Navigating Game-Changing Grants

People And Culture

Centering People And Preserving Organizational Culture During Growth
“It was very important for us to anchor our...internal messaging around celebration, recognition, and validation. We [understood] that not out of arrogance, but for our own resilience and survival that this gift is a recognition of the hard work that we've done over the past decade, and it's a recognition of the ambitious, systemic change goals that we're setting with [a] long-term perspective.”

- Sonia Park, Director of Strategic Engagement, Namati 

People and culture are the foundation of any organization, and organizational growth requires investing in people. This is especially the case in  social impact organizations, where the work is demanding, challenging, and fraught with challenges unsolvable by one individual and organization, reliant on global systems. Employee morale, restoration, and well-being are central to the work and organizational operations.

Recommendations

  • Acknowledge and celebrate! The unrestricted funding offers a unique opportunity to reflect on the collective wins of the organization and address fair and equitable staff compensation.
  • Invest in talent by strengthening internal staff and bringing in additional capacities and skill sets. During staff expansion, prioritizing internal and external connections across the organization is crucial to a successful organization.
  • Humanize hiring operations. Relationships are infrastructure. Designing human-forward systems of operation for hiring, retention, and communications that are less impersonal and more meaningful can accrue social capital for the organization.
  • Invest in a people-centric organizational culture that supports the well-being of staff by prioritizing work-life balance and connection.

Acknowledge and celebrate! The windfall gift offers a unique opportunity to reflect on the collective wins of the organization and address fair and equitable compensation.

What truly makes the windfall gift unique is the room it offers organizations to determine their priorities outside of formal programming—a luxury compared to the traditional grants these organizations routinely work with. This gift is an opportunity for organizations to acknowledge their team’s hard work, making time and freeing up resources to celebrate their valuable contributions. It was also crucial to address the issue of pay equity, especially given rising economic inflation.

Lived Experience

Organizations celebrated staff accomplishments through in-kind or monetary support and benefits. When receiving the financial windfall, an organization reported giving one-time cash bonuses (not salary increases) to recognize their contributions. Another organization organized a collective bargaining agreement with their staff, which included a reassessment of salary and benefits.

Invest in talent by strengthening internal staff as well as bringing in additional capacities and skill sets. 

Despite this diversity, a resounding message across gift recipients has been the acknowledgment that investing in talent could not be more important during this period. As organizations reach out to new potential hires, it is imperative to not underestimate internal talent. A significant source of tension can be between the front-line staff who tend to feel devalued by "corporate” staff being brought into the organization. Ensuring a symbiotic relationship between these staffing groups, guided by an agenda where both sides interact and learn from each other is deeply valuable. This should also be coupled with valuing and paying front-line staff fairly, adopting transparency and respect.
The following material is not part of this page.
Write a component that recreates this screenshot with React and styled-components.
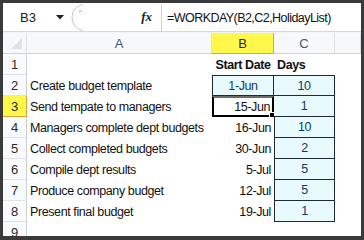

Humanize hiring operations.

The world is a small place, and this is especially true in the social impact sector. Designing human-forward systems for hiring, retention, and communications that are less impersonal and more meaningful can accrue social capital for the organization. These systems also help recognize and encourage the interconnected nature of the social impact movement. It helps challenge the traditional understanding of what infrastructure is supposed to mean or look like and reaffirms that relationships are infrastructure. Leaning into those organizational relationships and building on them is essential to strengthening organizations. Creating people-centered systems can remove some of the inherent biases associated with hiring. Investing in HR systems aligned with organizational mission and values can make a significant positive impact.

Lived Experience

An organization noted that hiring has been essential to maintaining culture – being intentional and strategic to ensure hiring the right people helps to create a high-achieving and cohesive team.

Invest in a people-centric organizational culture.

Growth, accelerated by gifts and grants, means more work for organizations. Instituting and maintaining an organizational culture can encourage work-life balance for staff and facilitate connection across geographies and time zones, while continuing to serve communities, achieve impact and work towards long-term systemic change. Organizations that implemented cultural compacts helped to enable and strengthen a people-centered culture that fortified organizations during change.

Lived Experiences

An organization shared that they center their culture around key terms: happiness, politics, agility, inclusivity, and innovation.

Several organizations offered periods of structured rest: two weeks off at year-end (e.g., homework is to deepen the connections to the people you say you love), a four-day mid-year break (e.g., homework is to feed your spirit and your soul), three re-set weeks, ‘Disco Fridays’: every other Friday off to disconnect.

Others offered meeting-free weeks to build trust with their staff in a remote setup.

An organization Included staff wellness and diversity, equity, and inclusion in organizational programming across all levels, from leadership to the front line.

Some organizations used small group cohorts for employee orientation, including time with the CEO to discuss their personal history (wins and losses), monthly in-person meetings, and quarterly retreats.